Today, Hazyview is a home of the Tsonga people, who occupy the north-eastern part of this beautiful town along the banks of the Sabie River. To the south of Hazyview, the Swazi people call this their home. While to the north-western part of this town, the Mapulana people and their cultures are to be found. Sepulana, their language, one of the Northern Sotho language, this is what makes the Mapulana an interesting cultural group in Hazyview.

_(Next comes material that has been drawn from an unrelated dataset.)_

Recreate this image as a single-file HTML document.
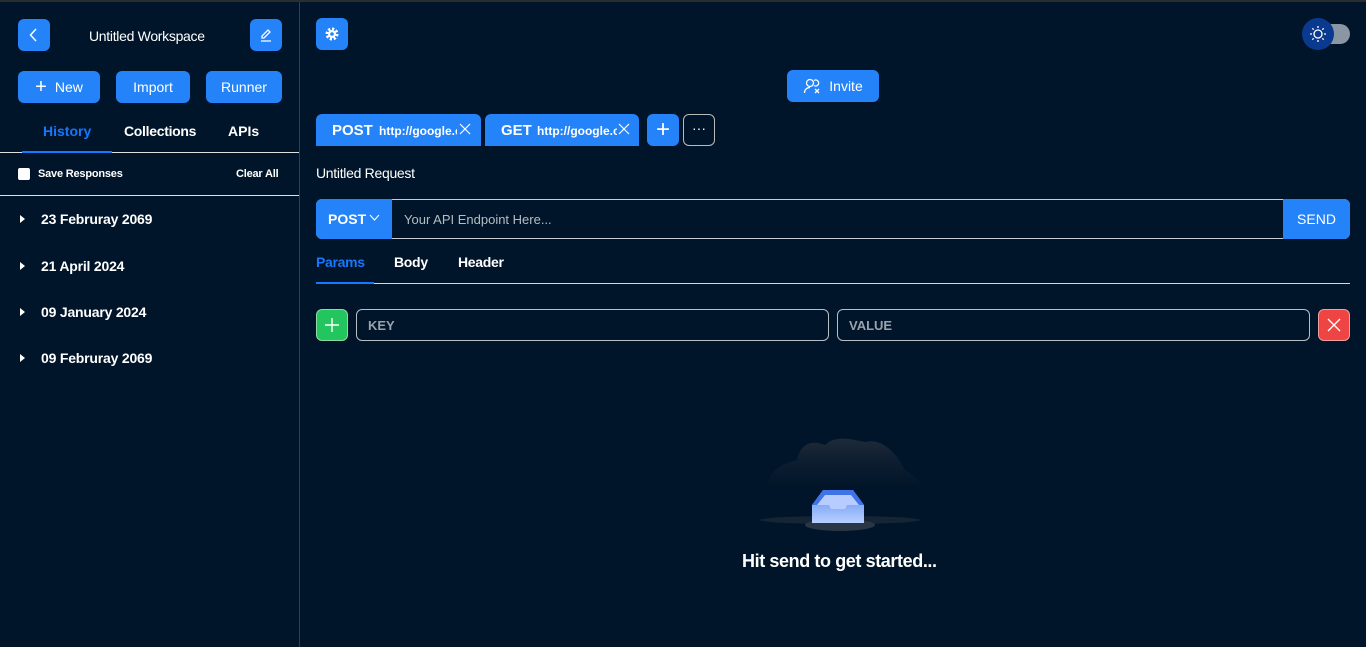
<!DOCTYPE html>
<html><head><meta charset="utf-8"><style>
*{box-sizing:border-box;margin:0;padding:0}
body{width:1366px;height:647px;overflow:hidden;background:#001529;font-family:"Liberation Sans",sans-serif;color:#fff;position:relative}
.top{position:absolute;left:0;top:0;width:1366px;height:2px;background:#2a2e33}
.side{position:absolute;left:0;top:2px;width:300px;height:645px;border-right:1px solid #2f3d4e;background:#001529}
.btn{position:absolute;background:#2483f9;border-radius:6px;color:#fff;font-size:14px;display:flex;align-items:center;justify-content:center}
.abs{position:absolute}
.t{position:absolute;font-size:14px;font-weight:bold;white-space:nowrap}
.hist{position:absolute;left:20px;font-size:14px;font-weight:bold;letter-spacing:-0.2px}
.hist:before{content:"";display:inline-block;border-left:5px solid #fff;border-top:4px solid transparent;border-bottom:4px solid transparent;margin-right:16px;vertical-align:1px}
.inp{position:absolute;border:1px solid #b8bec6;border-radius:6px;color:#9aa2ac;font-size:13px;font-weight:bold;padding-left:11px;display:flex;align-items:center}
</style></head><body>
<div class="top"></div>
<div class="side">
  <div class="btn" style="left:18px;top:17px;width:32px;height:32px"><svg width="14" height="14" viewBox="0 0 14 14"><path d="M9 1L3.5 7L9 13" stroke="#fff" stroke-width="1.5" fill="none"/></svg></div>
  <div class="t" style="left:89px;top:26px;font-weight:normal;letter-spacing:-0.3px">Untitled Workspace</div>
  <div class="btn" style="left:250px;top:17px;width:32px;height:32px"><svg width="16" height="16" viewBox="0 0 16 16"><path d="M4 11L4 9L10 3L12 5L6 11Z M3 14H13" stroke="#fff" stroke-width="1.3" fill="none"/></svg></div>
  <div class="btn" style="left:18px;top:69px;width:82px;height:32px"><span style="font-size:20px;margin-right:8px;font-weight:300">+</span>New</div>
  <div class="btn" style="left:116px;top:69px;width:74px;height:32px">Import</div>
  <div class="btn" style="left:206px;top:69px;width:76px;height:32px">Runner</div>
  <div class="t" style="left:43px;top:121px;color:#1677ff">History</div>
  <div class="t" style="left:124px;top:121px;letter-spacing:-0.3px">Collections</div>
  <div class="t" style="left:228px;top:121px">APIs</div>
  <div class="abs" style="left:0;top:150px;width:299px;height:1px;background:#e0e0e0"></div>
  <div class="abs" style="left:22px;top:149px;width:90px;height:2px;background:#1677ff"></div>
  <div class="abs" style="left:18px;top:166px;width:12px;height:12px;background:#fff;border-radius:2px"></div>
  <div class="t" style="left:38px;top:166px;font-size:11px;letter-spacing:-0.2px">Save Responses</div>
  <div class="t" style="left:236px;top:166px;font-size:11px;letter-spacing:-0.2px">Clear All</div>
  <div class="abs" style="left:0;top:193px;width:299px;height:1px;background:#e0e0e0"></div>
  <div class="hist" style="top:209px">23 Februray 2069</div>
  <div class="hist" style="top:256px">21 April 2024</div>
  <div class="hist" style="top:302px">09 January 2024</div>
  <div class="hist" style="top:348px">09 Februray 2069</div>
</div>
<div class="btn" style="left:316px;top:18px;width:32px;height:32px"><svg width="16" height="16" viewBox="0 0 16 16"><circle cx="8" cy="8" r="5" fill="none" stroke="#fff" stroke-width="3" stroke-dasharray="2.2 1.7"/><circle cx="8" cy="8" r="4" fill="#fff"/><circle cx="8" cy="8" r="1.8" fill="#2483f9"/></svg></div>
<div class="abs" style="left:1306px;top:24px;width:44px;height:20px;border-radius:10px;background:#8a96a3"></div>
<div class="abs" style="left:1302px;top:18px;width:32px;height:32px;border-radius:50%;background:#0a3a8f;display:flex;align-items:center;justify-content:center"><svg width="18" height="18" viewBox="0 0 18 18"><circle cx="9" cy="9" r="4" fill="none" stroke="#fff" stroke-width="1.3"/><g stroke="#fff" stroke-width="1.3"><path d="M9 1v2M9 15v2M1 9h2M15 9h2M3.3 3.3l1.4 1.4M13.3 13.3l1.4 1.4M3.3 14.7l1.4-1.4M13.3 4.7l1.4-1.4"/></g></svg></div>
<div class="btn" style="left:787px;top:70px;width:92px;height:32px"><svg width="18" height="18" viewBox="0 0 18 18" style="margin-right:8px"><circle cx="7" cy="6" r="3.5" fill="none" stroke="#fff" stroke-width="1.3"/><path d="M1.5 16c0-3.5 2.5-5.5 5.5-5.5M11 8.5a3 3 0 1 0 0-5M12 12l4 4M16 12l-4 4" stroke="#fff" stroke-width="1.3" fill="none"/></svg>Invite</div>
<div class="abs" style="left:316px;top:114px;width:165px;height:32px;background:#2483f9;border-radius:6px 6px 0 0"></div>
<div class="t" style="left:332px;top:122px;font-size:15px">POST</div>
<div class="t" style="left:379px;top:124px;font-size:12px;width:78px;overflow:hidden">http://google.com</div>
<svg class="abs" style="left:459px;top:123px" width="12" height="12"><path d="M1 1L11 11M11 1L1 11" stroke="#fff" stroke-width="1.2"/></svg>
<div class="abs" style="left:485px;top:114px;width:154px;height:32px;background:#2483f9;border-radius:6px 6px 0 0"></div>
<div class="t" style="left:501px;top:122px;font-size:15px">GET</div>
<div class="t" style="left:537px;top:124px;font-size:12px;width:80px;overflow:hidden">http://google.com</div>
<svg class="abs" style="left:618px;top:123px" width="12" height="12"><path d="M1 1L11 11M11 1L1 11" stroke="#fff" stroke-width="1.2"/></svg>
<div class="btn" style="left:647px;top:114px;width:32px;height:32px;font-size:24px;font-weight:300">+</div>
<div class="abs" style="left:683px;top:114px;width:32px;height:32px;border:1px solid #bbb;border-radius:6px;text-align:center;line-height:26px;font-size:14px">···</div>
<div class="t" style="left:316px;top:165px;font-weight:normal;font-size:14px;letter-spacing:-0.3px">Untitled Request</div>
<div class="abs" style="left:316px;top:199px;width:1034px;height:40px;border:1px solid #c8ccd2;border-radius:6px"></div>
<div class="abs" style="left:316px;top:199px;width:76px;height:40px;background:#2483f9;border-radius:6px 0 0 6px;font-size:14px;font-weight:bold;padding:12px 0 0 12px">POST</div>
<svg class="abs" style="left:369px;top:214px" width="11" height="8"><path d="M1 1L5.5 6L10 1" stroke="#fff" stroke-width="1.1" fill="none"/></svg>
<div class="abs" style="left:404px;top:212px;font-size:13px;color:#b6bcc4">Your API Endpoint Here...</div>
<div class="btn" style="left:1283px;top:199px;width:67px;height:40px;border-radius:0 6px 6px 0;font-size:14px">SEND</div>
<div class="t" style="left:316px;top:254px;color:#1677ff;font-size:14px;letter-spacing:-0.3px">Params</div>
<div class="t" style="left:394px;top:254px;font-size:14px;letter-spacing:-0.3px">Body</div>
<div class="t" style="left:458px;top:254px;font-size:14px;letter-spacing:-0.3px">Header</div>
<div class="abs" style="left:316px;top:283px;width:1034px;height:1px;background:#d8d8d8"></div>
<div class="abs" style="left:316px;top:282px;width:58px;height:2px;background:#1677ff"></div>
<div class="abs" style="left:316px;top:309px;width:32px;height:32px;background:#22c55e;border:1px solid #8fd9a8;border-radius:6px"></div>
<svg class="abs" style="left:324px;top:317px" width="16" height="16"><path d="M8 1V15M1 8H15" stroke="#fff" stroke-width="1.4"/></svg>
<div class="inp" style="left:356px;top:309px;width:473px;height:32px">KEY</div>
<div class="inp" style="left:837px;top:309px;width:473px;height:32px">VALUE</div>
<div class="abs" style="left:1318px;top:309px;width:32px;height:32px;background:#ef4444;border:1px solid #f0a0a0;border-radius:6px"></div>
<svg class="abs" style="left:1327px;top:318px" width="14" height="14"><path d="M1 1L13 13M13 1L1 13" stroke="#fff" stroke-width="1.3"/></svg>
<svg class="abs" style="left:755px;top:435px" width="170" height="100" viewBox="0 0 170 100">
<defs><linearGradient id="c" x1="0" y1="0" x2="0" y2="1"><stop offset="0" stop-color="#1f2b3a"/><stop offset="1" stop-color="#0a1a2d" stop-opacity="0.3"/></linearGradient>
<linearGradient id="b" x1="0" y1="0" x2="0" y2="1"><stop offset="0" stop-color="#5b8cf0"/><stop offset="1" stop-color="#b9d0ff"/></linearGradient></defs>
<path d="M13 50C13 35 30 28 42 25C45 10 55 4 70 10C80 0 95 4 110 7C125 3 140 15 150 35C158 40 165 45 165 50Z" fill="url(#c)"/>
<ellipse cx="85" cy="85" rx="80" ry="4" fill="#152536"/>
<ellipse cx="85" cy="90" rx="35" ry="6" fill="#2a3644"/>
<path d="M57 70L68 55H98L109 70V88H57Z" fill="url(#b)"/>
<path d="M57 70L68 55H98L109 70Z" fill="#3f74e8"/>
<path d="M62 70L70 60H96L104 70H92L90 74H76L74 70Z" fill="#b8cdff"/>
</svg>
<div class="t" style="left:742px;top:551px;font-size:18px;letter-spacing:-0.4px">Hit send to get started...</div>
</body></html>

White Africans also reside in Hazyview. With four cultural groupings in one town, Hazyview is a melting pot of diverse cultures in South Africa's lowveld region.

Land claims
The Mapulana people are currently claiming the whole north-western part of the town until the town of Sabie, from Hazyview to Sabie.  While the Tsonga people, the custodian of South Africa's big five game, are claiming the whole north-eastern part of Hazyview, in particular all the game reserves east of Hazyview and southern Kruger, such as Skukuza, Pretoriuskop, Satara, Protea Hotel Kruger Gate etc. While the Swazi people are claiming the whole southern part of the town.

Geographical information

Hazyview is 12 kilometres from the Phabeni Gate and 40 kilometres from Paul Kruger Gate which leads into the world-renowned Kruger National Park nature reserve home of big 5. Hazyview is also a stop on the Panorama Route, a scenic road. Hazyview is situated 60 km from Mbombela. Nelspruit Town. KMIA, Kruger Mpumalanga International Airport is 56km from Hazyview Town.